3. Invoice-level VAT and e-invoicing: the new information layer
Within the G20, there is a clear shift towards invoice-level VAT / real-time e-invoicing. There is an obvious tension with the US on this dimension. In any case, a growing public data layer can help creating the information signature that is necessary to obtain default carbon intensity estimates and these can be supplied to the various annotator software solutions that carry out the estimation in absence of granular accounting. This creates a dense, transaction-level public information layer that can be used to: In such an environment, verification and enforcement can be largely automated. His picture of CBAM as manually checking every shipment is outdated.

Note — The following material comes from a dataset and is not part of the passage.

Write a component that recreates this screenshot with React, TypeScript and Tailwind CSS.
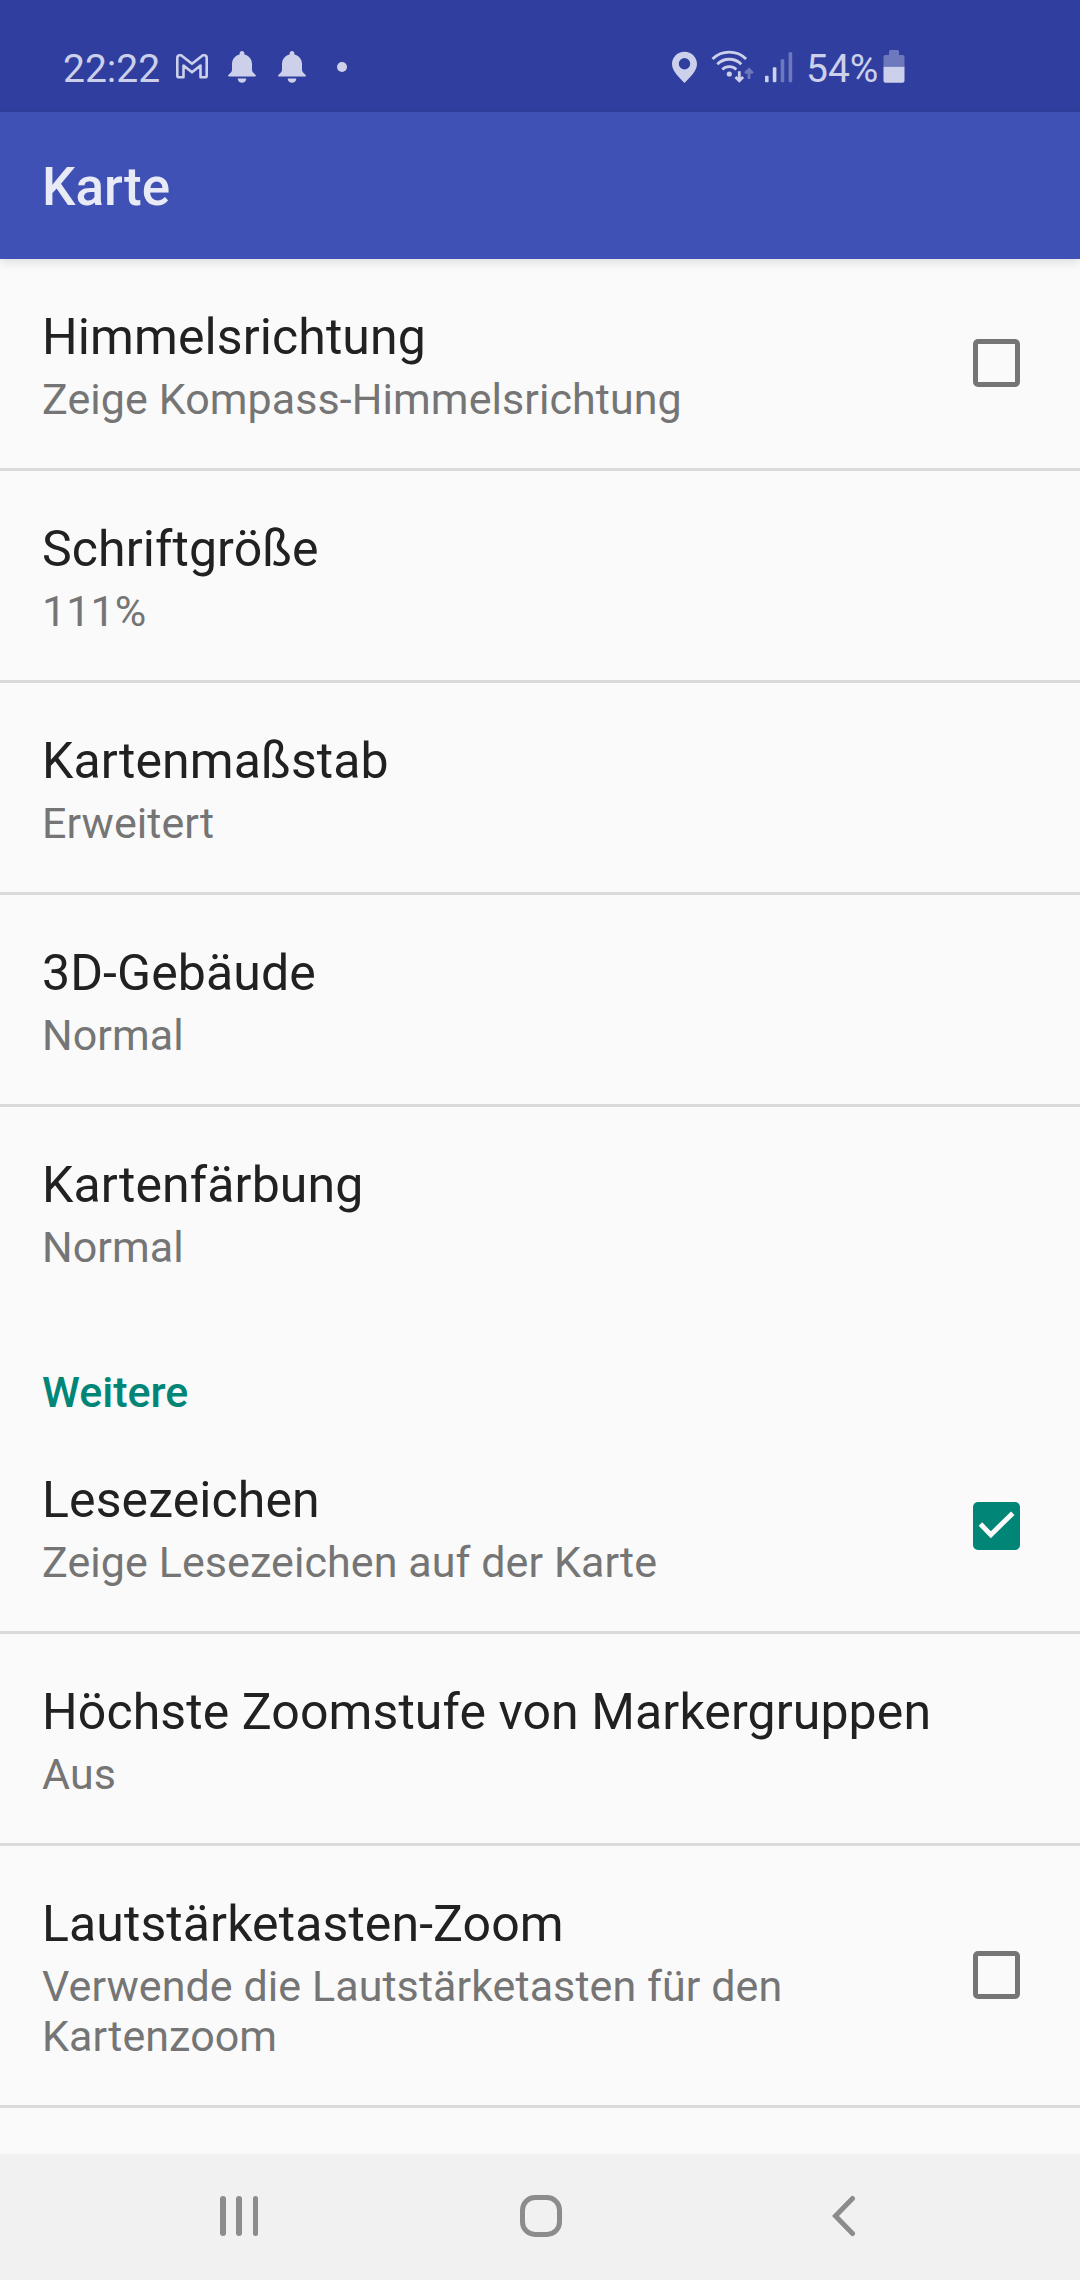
import { useState } from 'react';
import clsx from 'clsx';

interface Preference {
  key: string;
  title: string;
  summary: string;
  checkable?: boolean;
}

const mapPreferences: Preference[] = [
  { key: 'compass', title: 'Himmelsrichtung', summary: 'Zeige Kompass-Himmelsrichtung', checkable: true },
  { key: 'fontSize', title: 'Schriftgröße', summary: '111%' },
  { key: 'scale', title: 'Kartenmaßstab', summary: 'Erweitert' },
  { key: 'buildings', title: '3D-Gebäude', summary: 'Normal' },
  { key: 'tint', title: 'Kartenfärbung', summary: 'Normal' },
];

const morePreferences: Preference[] = [
  { key: 'bookmarks', title: 'Lesezeichen', summary: 'Zeige Lesezeichen auf der Karte', checkable: true },
  { key: 'markerZoom', title: 'Höchste Zoomstufe von Markergruppen', summary: 'Aus' },
  {
    key: 'volumeZoom',
    title: 'Lautstärketasten-Zoom',
    summary: 'Verwende die Lautstärketasten für den Kartenzoom',
    checkable: true,
  },
];

function BellIcon() {
  return (
    <svg width="30" height="40" viewBox="0 0 30 40" fill="currentColor">
      <path d="M15 3c1.400 0 2.400 1 2.400 2.400v1C22 7.600 25 11.300 25 16v5.500c0 1.500.4 2.300 1.400 3.300l2 1.900c.8.8.6 1.900-.5 1.900H2.100c-1.100 0-1.300-1.100-.5-1.900l2-1.900c1-1 1.400-1.800 1.400-3.300V16c0-4.700 3-8.400 7.600-9.600v-1C12.600 4 13.600 3 15 3z" />
      <path d="M10.700 30.500h8.600a4.300 4.300 0 0 1-8.600 0z" />
    </svg>
  );
}

function StatusBar() {
  return (
    <div className="flex h-[112px] shrink-0 items-center bg-[#303f9f] pt-6 text-[#cdd0ea]">
      <span className="ml-[63px] w-[113px] pt-px text-[39px] leading-10">22:22</span>
      <svg width="32" height="40" viewBox="0 0 32 40" fill="none" stroke="currentColor" strokeWidth="2.600" strokeLinejoin="round">
        <path d="M3.200 29.300q-1.900 0-1.900-1.900V10q0-2.700 2.500-2.700h1.300L16 15.800 26.900 7.300h1.300q2.500 0 2.500 2.700v17.400q0 1.900-1.900 1.900h-4.300V17.600L16 24.300 7.500 17.600v11.700z" />
      </svg>
      <div className="ml-[19px] flex gap-5">
        <BellIcon />
        <BellIcon />
      </div>
      <div className="ml-[30px] mt-[-2px] size-[10px] rounded-full bg-current" />

      <svg className="ml-[325px]" width="25" height="40" viewBox="0 0 25 40" fill="currentColor">
        <path
          fillRule="evenodd"
          d="M12.500 3.700C5.600 3.700 0 9.100 0 16c0 7.500 7.500 13.500 12.500 19C17.500 29.500 25 23.500 25 16 25 9.100 19.400 3.700 12.500 3.700zm0 6.300a5.700 5.700 0 1 1 0 11.400 5.700 5.700 0 0 1 0-11.400z"
        />
      </svg>
      <svg className="ml-[14px]" width="44" height="40" viewBox="0 0 44 40" fill="none" stroke="currentColor" strokeWidth="2.800">
        <path d="M1.500 11a24 24 0 0 1 33.600 0M6.300 16.200a17 17 0 0 1 24 0M11.300 21.500a10 10 0 0 1 14 0" />
        <circle cx="18.300" cy="26" r="2.600" fill="currentColor" stroke="none" />
        <path d="M28.300 23.300v9.500M24.500 29l3.800 3.800 3.800-3.800" />
        <path d="M38 31v-9.500M34.200 25.300l3.800-3.800 3.800 3.800" opacity=".4" />
      </svg>
      <svg className="ml-[10px]" width="28" height="40" viewBox="0 0 28 40" fill="currentColor">
        <rect x="0" y="27.700" width="3.600" height="6.600" rx="1" />
        <rect x="7.800" y="19.300" width="3.600" height="15" rx="1" />
        <rect x="15.700" y="11.300" width="3.600" height="23" rx="1" opacity=".4" />
        <rect x="23.600" y="4.300" width="3.600" height="30" rx="1" opacity=".4" />
      </svg>
      <span className="ml-[13px] w-[77px] pt-px text-[39px] leading-10">54%</span>
      <svg width="22" height="40" viewBox="0 0 22 40" fill="currentColor">
        <path d="M7.500 2h7q1.500 0 1.500 1.500V7h3.500q2 0 2 2v9.700H.5V9q0-2 2-2H6V3.500Q6 2 7.500 2z" opacity=".4" />
        <path d="M.5 18.700h21v14q0 2-2 2h-17q-2 0-2-2z" />
      </svg>
    </div>
  );
}

function Checkbox({ checked }: { checked: boolean }) {
  return (
    <div
      className={clsx(
        'mb-px size-[47.5px] shrink-0 rounded-[5px]',
        checked ? 'bg-[#008577]' : 'border-[5px] border-[#757575]'
      )}
    >
      {checked && (
        <svg viewBox="0 0 48 48" fill="none" stroke="#fafafa" strokeWidth="5">
          <path d="M7.500 22.300 18 33 40.200 11.300" />
        </svg>
      )}
    </div>
  );
}

interface PreferenceRowProps {
  item: Preference;
  checked: boolean;
  onToggle: () => void;
}

function PreferenceRow({ item, checked, onToggle }: PreferenceRowProps) {
  return (
    <div
      onClick={item.checkable ? onToggle : undefined}
      className="flex items-center border-b-[3px] border-[#dadada] pl-[42px] pr-[60px] last:border-b-0"
    >
      <div className="flex-1 pb-[44px] pt-[48px]">
        <div className="whitespace-nowrap text-[50px] leading-[60px] tracking-[0.1px] text-[#212121]">{item.title}</div>
        <div className="mt-[7px] max-w-[860px] text-[43px] leading-[50px] tracking-[0.08px] text-[#757575]">
          {item.summary}
        </div>
      </div>
      {item.checkable && <Checkbox checked={checked} />}
    </div>
  );
}

export default function App() {
  const [values, setValues] = useState<Record<string, boolean>>({
    compass: false,
    bookmarks: true,
    volumeZoom: false,
  });

  const toggle = (key: string) => {
    setValues((prev) => ({ ...prev, [key]: !prev[key] }));
  };

  const renderRow = (item: Preference) => (
    <PreferenceRow key={item.key} item={item} checked={!!values[item.key]} onToggle={() => toggle(item.key)} />
  );

  return (
    <div className="flex h-[2280px] w-[1080px] flex-col overflow-hidden bg-[#fafafa] font-[Roboto,sans-serif]">
      <StatusBar />

      {/* App bar */}
      <header className="z-10 flex h-[147px] shrink-0 items-center bg-[#3f51b5] pl-[42px] pt-[2px] shadow-[0_3px_10px_rgba(0,0,0,0.12)]">
        <h1 className="text-[53px] font-medium leading-[62px] text-[#e8eaf6]">Karte</h1>
      </header>

      {/* Settings list */}
      <main className="flex-1 overflow-hidden">
        <section>{mapPreferences.map(renderRow)}</section>
        <h2 className="h-[106px] pl-[42px] pt-[51px] text-[43px] font-medium leading-[50px] text-[#008577]">Weitere</h2>
        <section>
          {morePreferences.map(renderRow)}
          <div className="h-12" />
        </section>
      </main>

      {/* Navigation bar */}
      <nav className="flex h-[126px] shrink-0 items-center bg-[#f1f1f1] pb-[2px] pl-[220px] text-[#8c8c8c]">
        <div className="flex w-[38px] justify-between">
          <div className="h-10 w-[5.5px] rounded-full bg-current" />
          <div className="h-10 w-[5.5px] rounded-full bg-current" />
          <div className="h-10 w-[5.5px] rounded-full bg-current" />
        </div>
        <div className="ml-[262px] size-[42px] rounded-[15px] border-[5px] border-current" />
        <svg className="ml-[267px]" width="28" height="42" viewBox="0 0 28 42" fill="none" stroke="currentColor" strokeWidth="5" strokeLinecap="round">
          <path d="M23.500 3.500 6.500 21l17 17.500" />
        </svg>
      </nav>
    </div>
  );
}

4. Smart supply chains: compliance cost inside countries will fall
Payment systems and supply-chain software are moving towards “smart” supply chains with embedded metadata. This becomes most obvious when we think of invoicing software, or invoice metadata being attached to financial transaction data. This has the added benefit of reducing structural tax evasion, fraud, and other forms of evasion. Compliance with domestic regulation becomes a by-product of the infrastructure. So while Fuest argues CBAM will impose prohibitive bureaucracy, the direction of travel is the opposite: compliance cost per transaction is going down, not up.
5. Europe’s real problem: institutional, not technical
I fear that the real problem is an EU-institutional one. Similar as with competition policy preventing the completion of the single market through cross-border merger and acquisitons in the domains that is my understanding of what Enrico Letta suggests: banking and telecommunications, to create EU champions, I don’t think that the main challenge for Europe is not “CBAM is inherently not deliverable”. The real bottleneck is institutional: the EU still lacks a strong pan-European fiscal and data capacity. Right now it seems that the OECD is starting to become a knowledge hub for such data integration in Europe. Not the European Union.
6. The Kronospan/Turkey example is structurally misleading
In the piece, Clemens highlights a compelling example of a company that may face relocation pressures due to the CBAM. The case is a company making plywood. The production of which involves urea to make glue. The urea is mostly imported and is energy intensive or CO2 intensive under the current paradigm. Fuest’s relocation story (Kronospan → Turkey → duty-free access with dirty inputs) assumes CBAM’s product coverage stays narrow. But CBAM is designed for gradual expansion of coverage to more goods and more embedded emissions over time. A relocation strategy that exploits a temporary loophole does not define the long-run equilibrium: Using this as a central example is therefore misleading: it freezes a transitional design and treats it as a permanent structural flaw.
7. The Kronospan/Turkey example is structurally misleading (2)
An alternative to producing urea from natural gas (through production of ammonia) would involve working with hydrogen H₂ produced from water electrolysis powered by renewables (wind, solar, hydro), combined with N₂ from air. This produces green ammonia NH₃. The green ammonia can then be combined CO₂ that is potentially captured with firms being compensated if the urea enters a carbon sink (plywood). For example, one could capture CO₂ from industrial flue gases (cement, steel, power plants) that will in forseeable future be hard to avoid.
This would provide a double dividend as it would provide a valuable onward use for CO₂ and establish a carbon sink. This would be in the spirit of the circular economy. This cuts most of the upstream CO₂ emissions and offers a win-win. Of course, such investments in adapting alternative production processes will not happen, in a world where dirty production processes have a structural trade-induced comparative advantage. Many pilot projects and commercial plants are being built around the world focusing on green ammonia for fertilizers and there is a ton of innovation to effectively replace synthetic fertilizer and re-establish soil as a carbon sink.
8. CBAM is already working as intended: it induces foreign carbon pricing
In his analysis, other countries’ climate policies are treated as fixed and exogenous. But the core design logic of CBAM is to encourage other countries to expand on their climate policy tookit. And this process is underway. The CBAM comes with a dynamic shadow of increasing coverage across different products. This creates a powerful incentive for trading partners to adopt or tighten their own carbon pricing schemes. Evidence already points to this dynamic as more and more countries are adopting carbon pricing schemes, and this includes Turkey, the example that Clemens draws upon in his example of Kronspan. So the bleak scenario “EU decarbonises alone and loses competitiveness” ignores the central mechanism that CBAM is meant to trigger – and which is already in motion.